Record extracts:
§ §
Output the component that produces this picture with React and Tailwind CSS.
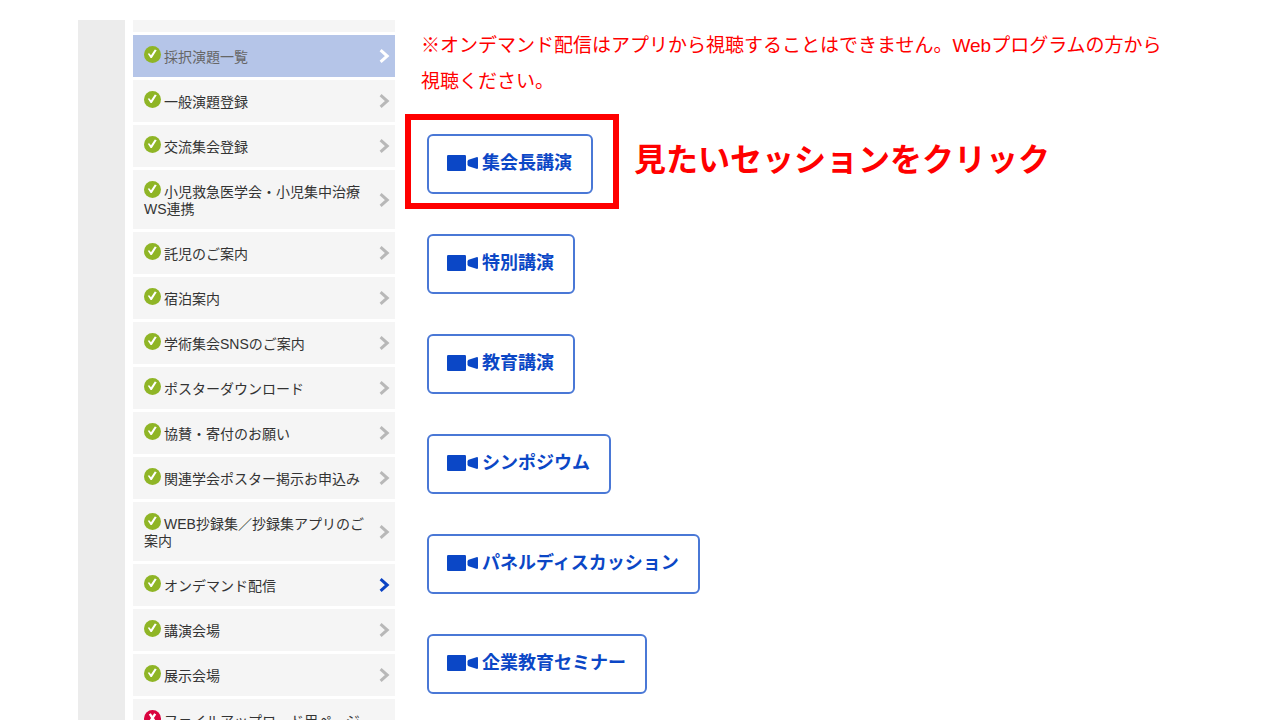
§ §
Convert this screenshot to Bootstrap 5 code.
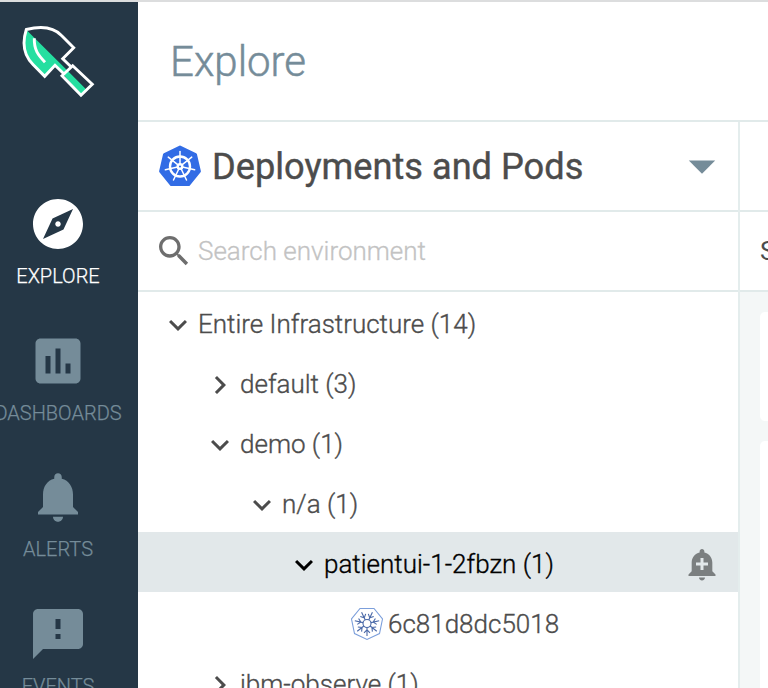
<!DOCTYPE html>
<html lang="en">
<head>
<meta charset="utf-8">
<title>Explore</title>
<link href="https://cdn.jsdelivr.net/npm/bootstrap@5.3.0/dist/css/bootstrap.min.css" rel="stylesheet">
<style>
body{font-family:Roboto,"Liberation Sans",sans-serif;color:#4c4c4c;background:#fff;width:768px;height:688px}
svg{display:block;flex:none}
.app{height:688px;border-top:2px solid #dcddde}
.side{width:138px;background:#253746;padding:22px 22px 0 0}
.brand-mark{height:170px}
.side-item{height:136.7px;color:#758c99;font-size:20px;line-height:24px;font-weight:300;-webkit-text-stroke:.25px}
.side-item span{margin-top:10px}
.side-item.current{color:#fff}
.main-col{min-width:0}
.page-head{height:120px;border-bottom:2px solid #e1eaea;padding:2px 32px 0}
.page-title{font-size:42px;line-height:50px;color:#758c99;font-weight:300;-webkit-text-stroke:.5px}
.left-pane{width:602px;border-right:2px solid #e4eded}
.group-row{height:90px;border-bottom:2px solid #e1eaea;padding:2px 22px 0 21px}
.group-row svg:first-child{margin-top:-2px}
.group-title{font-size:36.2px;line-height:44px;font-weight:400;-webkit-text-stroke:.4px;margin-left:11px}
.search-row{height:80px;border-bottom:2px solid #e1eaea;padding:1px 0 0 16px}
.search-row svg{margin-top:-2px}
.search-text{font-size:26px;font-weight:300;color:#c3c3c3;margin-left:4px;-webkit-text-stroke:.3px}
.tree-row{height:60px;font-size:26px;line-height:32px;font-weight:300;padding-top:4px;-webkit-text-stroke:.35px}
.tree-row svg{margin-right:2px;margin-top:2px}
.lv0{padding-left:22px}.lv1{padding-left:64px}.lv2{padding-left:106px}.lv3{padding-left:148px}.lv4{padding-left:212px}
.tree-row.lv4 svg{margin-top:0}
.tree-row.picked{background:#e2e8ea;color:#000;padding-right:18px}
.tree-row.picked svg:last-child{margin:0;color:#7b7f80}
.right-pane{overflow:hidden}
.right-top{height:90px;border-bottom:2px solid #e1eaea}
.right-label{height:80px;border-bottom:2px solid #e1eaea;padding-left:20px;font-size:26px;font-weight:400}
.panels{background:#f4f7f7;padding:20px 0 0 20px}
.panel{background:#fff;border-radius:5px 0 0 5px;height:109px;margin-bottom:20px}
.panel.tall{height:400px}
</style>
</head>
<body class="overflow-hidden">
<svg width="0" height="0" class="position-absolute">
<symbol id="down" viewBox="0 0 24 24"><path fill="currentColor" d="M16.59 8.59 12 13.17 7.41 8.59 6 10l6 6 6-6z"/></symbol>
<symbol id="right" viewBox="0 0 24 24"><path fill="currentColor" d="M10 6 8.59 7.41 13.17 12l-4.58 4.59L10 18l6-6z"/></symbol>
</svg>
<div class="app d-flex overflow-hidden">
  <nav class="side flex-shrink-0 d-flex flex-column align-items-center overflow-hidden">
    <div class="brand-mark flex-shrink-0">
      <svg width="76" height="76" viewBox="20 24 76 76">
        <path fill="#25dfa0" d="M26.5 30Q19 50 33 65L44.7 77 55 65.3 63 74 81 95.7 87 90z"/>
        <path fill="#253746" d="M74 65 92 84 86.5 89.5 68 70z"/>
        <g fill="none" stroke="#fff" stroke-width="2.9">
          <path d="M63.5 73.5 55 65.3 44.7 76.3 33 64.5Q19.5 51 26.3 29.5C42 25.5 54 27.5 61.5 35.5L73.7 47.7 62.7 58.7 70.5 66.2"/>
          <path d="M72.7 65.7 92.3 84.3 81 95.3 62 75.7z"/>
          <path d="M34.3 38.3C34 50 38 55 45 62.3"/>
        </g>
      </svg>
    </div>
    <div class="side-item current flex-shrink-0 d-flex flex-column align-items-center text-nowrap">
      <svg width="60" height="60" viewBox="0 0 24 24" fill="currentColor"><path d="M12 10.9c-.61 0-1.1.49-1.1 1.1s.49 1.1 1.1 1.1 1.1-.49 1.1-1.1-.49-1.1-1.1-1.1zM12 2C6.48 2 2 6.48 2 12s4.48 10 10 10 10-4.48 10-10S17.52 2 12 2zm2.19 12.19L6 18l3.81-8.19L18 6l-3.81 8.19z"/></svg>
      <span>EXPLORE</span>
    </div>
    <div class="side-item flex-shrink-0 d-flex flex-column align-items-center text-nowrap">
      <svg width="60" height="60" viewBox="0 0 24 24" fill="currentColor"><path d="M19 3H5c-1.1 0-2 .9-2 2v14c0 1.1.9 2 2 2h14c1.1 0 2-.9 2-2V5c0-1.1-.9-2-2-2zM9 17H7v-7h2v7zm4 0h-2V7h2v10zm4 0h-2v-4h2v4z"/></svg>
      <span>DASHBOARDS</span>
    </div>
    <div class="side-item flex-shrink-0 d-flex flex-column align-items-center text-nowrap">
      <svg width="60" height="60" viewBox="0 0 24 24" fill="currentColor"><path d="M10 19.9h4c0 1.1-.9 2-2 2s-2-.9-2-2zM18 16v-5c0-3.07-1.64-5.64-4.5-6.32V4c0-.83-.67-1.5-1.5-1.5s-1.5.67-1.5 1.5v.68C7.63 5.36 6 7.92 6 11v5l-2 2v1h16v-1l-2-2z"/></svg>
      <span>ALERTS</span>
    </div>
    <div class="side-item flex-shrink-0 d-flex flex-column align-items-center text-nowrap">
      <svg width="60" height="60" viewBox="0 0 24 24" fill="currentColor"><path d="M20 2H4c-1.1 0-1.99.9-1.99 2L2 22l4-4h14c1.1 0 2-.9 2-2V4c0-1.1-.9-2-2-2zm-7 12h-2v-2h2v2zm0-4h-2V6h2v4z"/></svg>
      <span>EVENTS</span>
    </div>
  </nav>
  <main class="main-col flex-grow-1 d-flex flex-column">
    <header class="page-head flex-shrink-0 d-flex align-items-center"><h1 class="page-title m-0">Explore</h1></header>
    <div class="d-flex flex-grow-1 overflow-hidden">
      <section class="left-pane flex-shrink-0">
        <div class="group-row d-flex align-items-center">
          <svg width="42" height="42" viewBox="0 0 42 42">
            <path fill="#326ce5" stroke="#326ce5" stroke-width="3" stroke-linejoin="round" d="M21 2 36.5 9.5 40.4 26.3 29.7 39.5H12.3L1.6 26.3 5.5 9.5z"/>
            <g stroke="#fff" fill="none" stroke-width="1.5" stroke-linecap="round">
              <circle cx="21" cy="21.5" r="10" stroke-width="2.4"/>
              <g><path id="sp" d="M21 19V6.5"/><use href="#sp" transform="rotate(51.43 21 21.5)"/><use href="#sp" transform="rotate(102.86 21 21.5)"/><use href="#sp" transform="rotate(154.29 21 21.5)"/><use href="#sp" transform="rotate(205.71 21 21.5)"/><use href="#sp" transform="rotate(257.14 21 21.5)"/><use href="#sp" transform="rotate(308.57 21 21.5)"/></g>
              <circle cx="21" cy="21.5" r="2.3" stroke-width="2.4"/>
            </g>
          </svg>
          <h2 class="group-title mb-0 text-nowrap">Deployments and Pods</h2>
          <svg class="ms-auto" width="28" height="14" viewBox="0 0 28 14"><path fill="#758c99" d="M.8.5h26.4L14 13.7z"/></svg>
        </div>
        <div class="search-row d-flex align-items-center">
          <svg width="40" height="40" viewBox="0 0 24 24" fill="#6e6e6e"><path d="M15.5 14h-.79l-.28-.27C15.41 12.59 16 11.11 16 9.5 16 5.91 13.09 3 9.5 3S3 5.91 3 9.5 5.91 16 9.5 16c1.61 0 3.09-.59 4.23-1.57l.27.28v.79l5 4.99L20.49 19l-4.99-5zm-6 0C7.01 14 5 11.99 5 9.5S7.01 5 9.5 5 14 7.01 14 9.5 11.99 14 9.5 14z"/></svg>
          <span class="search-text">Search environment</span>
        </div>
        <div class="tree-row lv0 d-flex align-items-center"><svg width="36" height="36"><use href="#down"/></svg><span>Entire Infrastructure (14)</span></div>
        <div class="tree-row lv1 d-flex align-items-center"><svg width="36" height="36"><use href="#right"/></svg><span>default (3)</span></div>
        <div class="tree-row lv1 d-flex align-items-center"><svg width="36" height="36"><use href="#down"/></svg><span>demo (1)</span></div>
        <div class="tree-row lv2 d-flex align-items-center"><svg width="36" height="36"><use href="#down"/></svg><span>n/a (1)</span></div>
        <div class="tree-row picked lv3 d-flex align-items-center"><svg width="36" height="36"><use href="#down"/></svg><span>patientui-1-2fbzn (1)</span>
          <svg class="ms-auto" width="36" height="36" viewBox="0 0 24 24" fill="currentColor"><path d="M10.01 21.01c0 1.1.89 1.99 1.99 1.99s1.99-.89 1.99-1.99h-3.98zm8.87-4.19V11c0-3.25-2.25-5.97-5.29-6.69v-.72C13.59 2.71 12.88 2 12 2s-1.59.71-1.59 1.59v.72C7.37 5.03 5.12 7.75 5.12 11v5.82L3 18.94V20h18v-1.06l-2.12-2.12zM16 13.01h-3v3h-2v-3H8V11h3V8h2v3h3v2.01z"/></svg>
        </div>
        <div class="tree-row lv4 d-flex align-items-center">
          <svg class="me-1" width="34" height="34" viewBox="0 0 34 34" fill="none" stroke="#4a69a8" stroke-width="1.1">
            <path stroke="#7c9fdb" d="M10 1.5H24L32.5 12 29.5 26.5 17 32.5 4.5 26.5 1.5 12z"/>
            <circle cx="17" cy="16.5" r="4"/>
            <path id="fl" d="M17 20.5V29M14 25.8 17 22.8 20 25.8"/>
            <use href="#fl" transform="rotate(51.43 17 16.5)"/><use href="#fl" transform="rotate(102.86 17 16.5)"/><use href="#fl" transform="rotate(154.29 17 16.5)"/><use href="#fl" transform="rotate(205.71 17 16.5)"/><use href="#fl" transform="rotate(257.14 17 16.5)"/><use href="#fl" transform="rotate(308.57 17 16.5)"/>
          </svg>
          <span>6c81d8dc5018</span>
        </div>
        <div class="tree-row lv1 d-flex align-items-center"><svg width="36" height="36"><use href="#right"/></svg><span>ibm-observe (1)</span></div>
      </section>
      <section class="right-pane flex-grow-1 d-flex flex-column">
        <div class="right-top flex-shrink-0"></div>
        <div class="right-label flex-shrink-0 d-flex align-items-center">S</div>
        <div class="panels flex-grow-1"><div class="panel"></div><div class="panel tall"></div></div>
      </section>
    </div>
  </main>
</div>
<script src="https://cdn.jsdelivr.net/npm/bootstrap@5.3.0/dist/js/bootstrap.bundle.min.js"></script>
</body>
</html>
§ §
Exercise requirements:
Locate all lines in the listing above with the word "this" and copy them.

Task response:
Output the component that produces this picture with React and Tailwind CSS.
Convert this screenshot to Bootstrap 5 code.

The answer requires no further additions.